How This Fits Into the Bigger Housing Picture


This loan does not exist in isolation. It sits on top of:

  • National efforts to close the housing backlog through large‑scale public‑private participation

  • Ongoing expansion of expressways and transport links that shorten travel times between the capital and its surrounding provinces

  • A growing recognition that Metro Manila’s core is increasingly unaffordable, pushing both public and private developers to “meet in the middle” in fringe and adjacent provinces

In that context, DBP’s decision is a validation of a broader thesis: the next wave of large‑scale, affordable housing growth is not inside the traditional CBDs, but along the edges and beyond, where land is still workable and infrastructure is catching up.


Practical Takeaways for 2026


If you are:

  • A buyer – Start shortlisting PH1 World and comparable projects in Metro Manila fringe, Bulacan, and Cavite. Focus on access to transport, schools, and jobs, not just headline price per square meter.

  • A broker – Position yourself early with documentation, familiarity with inventories, and calculators for typical loan scenarios in these projects. This is a prime “mass‑market with volume” opportunity.
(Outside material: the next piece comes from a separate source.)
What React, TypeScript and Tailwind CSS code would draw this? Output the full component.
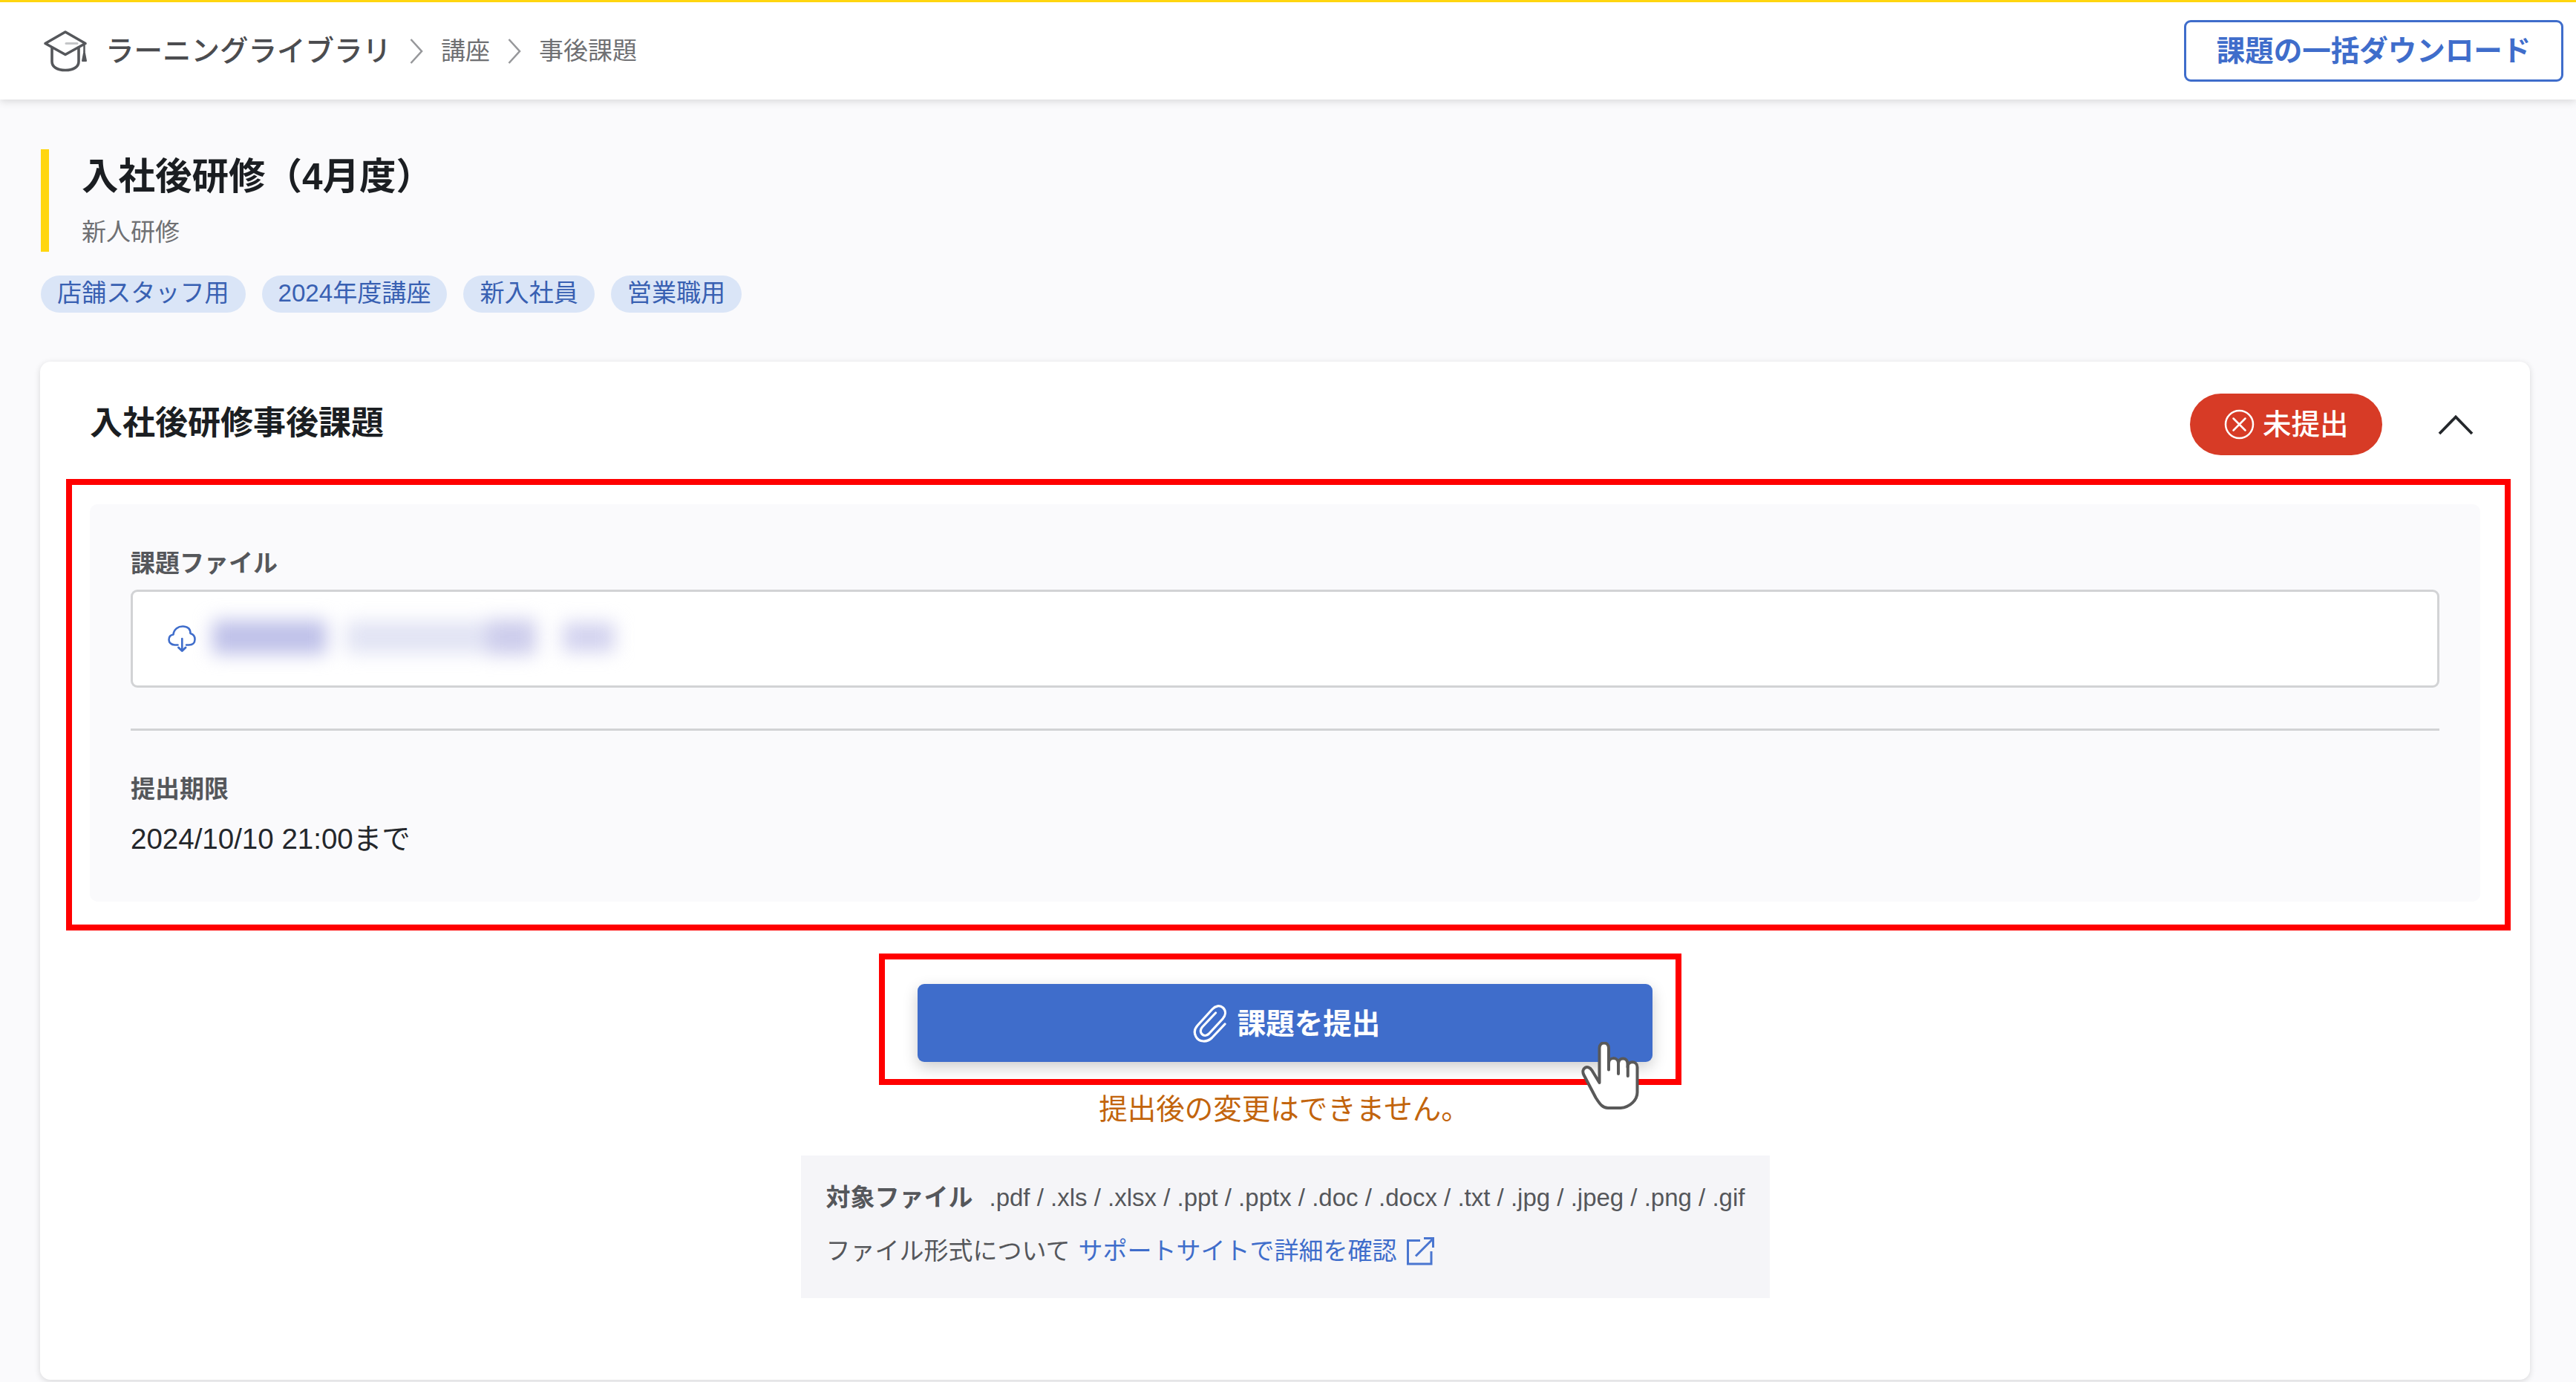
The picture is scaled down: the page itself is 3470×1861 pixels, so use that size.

  • An investor – Map where these funded projects will rise and look for complementary angles: small rentals, boarding houses, or neighborhood commercial units that serve new communities.


DBP’s ₱2‑billion housing loan is more than a headline figure. It is a signal about where policy, financing, and real demand are converging. For those watching Metro Manila, Bulacan, and Cavite closely, it is a cue to sharpen your research—and be ready to move while the projects are still in their early cycles.